The issue is not whether the reliability is .7 or 1.0 or 0.0, the issue is why is this construct even part of the effort? That is the meta issue here. Why design an experiment where these stupid converations have even a chance of occuring? Are you (or anyone) telling me that the researchers could not see this coming a mile off? Anyone want to speculate? And if they did, why did they proceed? And if they did not, what the hell are they doing playing at research? Isn't this troubling? Same thing with Schwartzie.

The biggest issue with paranormal research is why flaws seem to be designed in. This is of far greater importance than the next mastubatory discussion of the pecifics of flawed research.
 
Ed said:

Are you (or anyone) telling me that the researchers could not see this coming a mile off? Anyone want to speculate? And if they did, why did they proceed?


Sorry, Ed, I'm not psychic. I can only go by the scientific data.


The biggest issue with paranormal research is why flaws seem to be designed in. This is of far greater importance than the next mastubatory discussion of the pecifics of flawed research.

I think it is a huge misunderstanding on your part to essentially say that ratings are built in flaws.
 
-why is this construct even part of the effort?
Because standardness is an important concept. Do the hits vary when people stray fromt the original set-up?

-Why design an experiment where
See above.

- Are you (or anyone) telling me that the researchers could not see this coming a mile off?
See what coming? You are begging the question here, Ed.

-Anyone want to speculate?
No, except you.

-And if they did, why did they proceed?
Ask the researchers. I cannot read minds.

-And if they did not, what the hell are they doing playing at research?
Ditto.

-Isn't this troubling? Same thing with Schwartzie.
No it is not troubling. It is using their rights to investigate 'psi' issues and see if anything is there.
 
And Ed,

When you said:

"The biggest issue with paranormal research is why flaws seem to be designed in.
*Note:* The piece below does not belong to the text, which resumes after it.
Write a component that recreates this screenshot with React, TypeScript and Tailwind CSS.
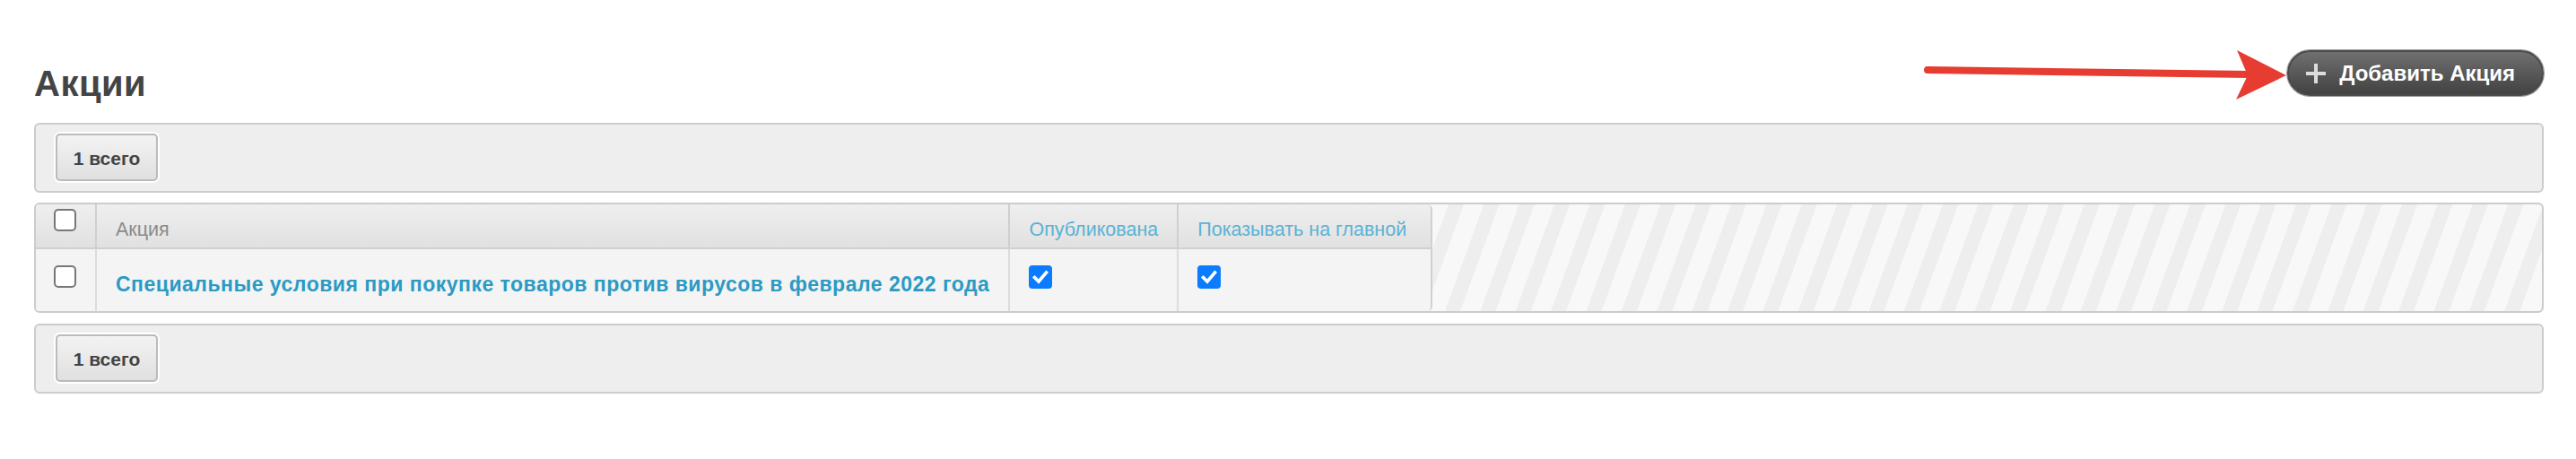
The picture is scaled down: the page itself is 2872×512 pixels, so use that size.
import React from "react";

const font = { fontFamily: '"Liberation Sans", Arial, sans-serif' };

const Unchecked = () => (
  <span className="block w-[25px] h-[25px] rounded-[5px] border-2 border-[#777] bg-white" />
);

const Checked = () => (
  <span className="flex w-[26px] h-[26px] items-center justify-center rounded-[4px] bg-[#0b7cff]">
    <svg width="26" height="26" viewBox="0 0 26 26" fill="none">
      <path d="M6.5 13.5l4.5 4.5 8.5-10" stroke="#fff" strokeWidth="3.6" strokeLinecap="square" />
    </svg>
  </span>
);

const CountBar = () => (
  <div className="rounded-[6px] border-2 border-[#cccccc] bg-[#eeeeee] px-[22px] pt-[10px] pb-[11px]">
    <button className="flex h-[53px] w-[114px] items-center justify-center rounded-[5px] border-2 border-[#bbbbbb] bg-gradient-to-b from-[#f3f3f3] to-[#e0e0e0] pt-[2px] text-[21px] font-bold text-[#444] shadow-[0_0_0_2px_#ffffff]">
      1 всего
    </button>
  </div>
);

export default function App() {
  return (
    <div className="relative min-h-[512px] bg-white pl-[38px] pr-[36px]" style={font}>
      {/* annotation arrow */}
      <svg
        className="absolute left-[2140px] top-[50px]"
        width="420"
        height="70"
        viewBox="0 0 420 70"
      >
        <path d="M9 28 L368 33" stroke="#e63c31" strokeWidth="8" strokeLinecap="round" />
        <polygon points="409,34 354,6 366,34 353,61" fill="#e63c31" />
      </svg>

      <div className="flex items-start justify-between pt-[56px]">
        <h1 className="mt-[17px] text-[40px] font-bold leading-none tracking-[0.5px] text-[#444]">Акции</h1>
        <button className="flex h-[51px] items-center gap-[14px] rounded-full border-2 border-[#4a4a4a] bg-gradient-to-b from-[#707070] to-[#424242] pl-[18px] pr-[30px] text-[24px] font-bold text-white shadow-[0_0_0_1px_#9a9a9a]">
          <svg width="24" height="24" viewBox="0 0 24 24">
            <path d="M12 1v22M1 12h22" stroke="#dcdcdc" strokeWidth="4" />
          </svg>
          Добавить Акция
        </button>
      </div>

      <div className="mt-[24px]">
        <CountBar />
      </div>

      <div className="mt-[11px] overflow-hidden rounded-[6px] border-2 border-[#cccccc] bg-[repeating-linear-gradient(110deg,#eeeeee_0px,#eeeeee_16px,#f8f8f8_16px,#f8f8f8_37px)]">
        <div className="w-max overflow-hidden rounded-r-[6px] border-r-2 border-[#d0d0d0]">
          <table className="border-separate border-spacing-0">
            <thead>
              <tr className="h-[50px] bg-gradient-to-b from-[#efefef] to-[#e0e0e0]">
                <th className="w-[68px] border-r-2 border-b-2 border-[#cfcfcf] p-0 pt-[5px] align-top">
                  <div className="flex justify-center pr-[1px]">
                    <Unchecked />
                  </div>
                </th>
                <th className="border-r-2 border-b-2 border-[#cfcfcf] px-[21px] pt-[12px] text-left align-top text-[21.5px] font-normal text-[#8a8a8a]">
                  Акция
                </th>
                <th className="border-r-2 border-b-2 border-[#cfcfcf] px-[21px] pt-[12px] text-left align-top text-[21.5px] font-normal text-[#5ab3d5]">
                  Опубликована
                </th>
                <th className="border-b-2 border-[#cfcfcf] pl-[21px] pr-[27px] pt-[12px] text-left align-top text-[21.5px] font-normal text-[#5ab3d5]">
                  Показывать на главной
                </th>
              </tr>
            </thead>
            <tbody>
              <tr className="h-[69px] bg-[#f4f4f4]">
                <td className="border-r-2 border-[#dcdcdc] p-0 pt-[18px] align-top">
                  <div className="flex justify-center pr-[1px]">
                    <Unchecked />
                  </div>
                </td>
                <td className="border-r-2 border-[#dcdcdc] px-[21px] pt-[22px] align-top text-[23px] font-bold tracking-[0.5px] text-[#2b9ac4]">
                  Специальные условия при покупке товаров против вирусов в феврале 2022 года
                </td>
                <td className="border-r-2 border-[#dcdcdc] px-[21px] pt-[18px] align-top">
                  <Checked />
                </td>
                <td className="pl-[21px] pr-[27px] pt-[18px] align-top">
                  <Checked />
                </td>
              </tr>
            </tbody>
          </table>
        </div>
      </div>

      <div className="mt-[12px]">
        <CountBar />
      </div>
    </div>
  );
}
This is of far greater importance than the next mastubatory discussion of the pecifics of flawed research."

Do you feel that ratings are built in flaws?
 
T'ai Chi said:


I do, of both, so what seems to be your question? [/B]


Tai, the point is that Amhearst is close minded, he istes statistics that have lttle meaning.

"There is a twenty five percent chance that a target picture will be chosen if there are three decoys."

That is assuming random chance, we spent five pages discussing how there could be some very strong non-random influences that show that 25% may not be the 'random chance'.

Amhearst got crazy and strident in the face of the protocol flaws and continues to assert that it was a twenty five percent chance.

He does not seem to understand what either Ersby or Ed has asked.

If you study and know statistics then you know that the meta-analysis is severely flawed due to the lack of demographic matching and satadardization.

I agree that there is an effect and so far there is no proof that it is not an arftifact of a flawed design
 
T'ai Chi said:

I think it is a huge misunderstanding on your part to essentially say that ratings are built in flaws. [/B]

And your study of statistics should already have informed you that iner rater validity is a major issue , and as Ersby has pointed out, there may be an argument to be made that the label 'standard' should be carefully studied before being used.

And you can't control for the non standard and standard by just rating things on a scale Tai, as a person versed in statitics you should know that is just a smoothing of already flawed or potentialy flawed data.

It is till potentialy flawed date, the smoothing and a posteriori control measures can not make the potential for error go away.

that is why you need tight protocols and methodology.

Not to even discuss Paul's contenetion that at times the reseachers may have deliberately chosen targets to influence the results.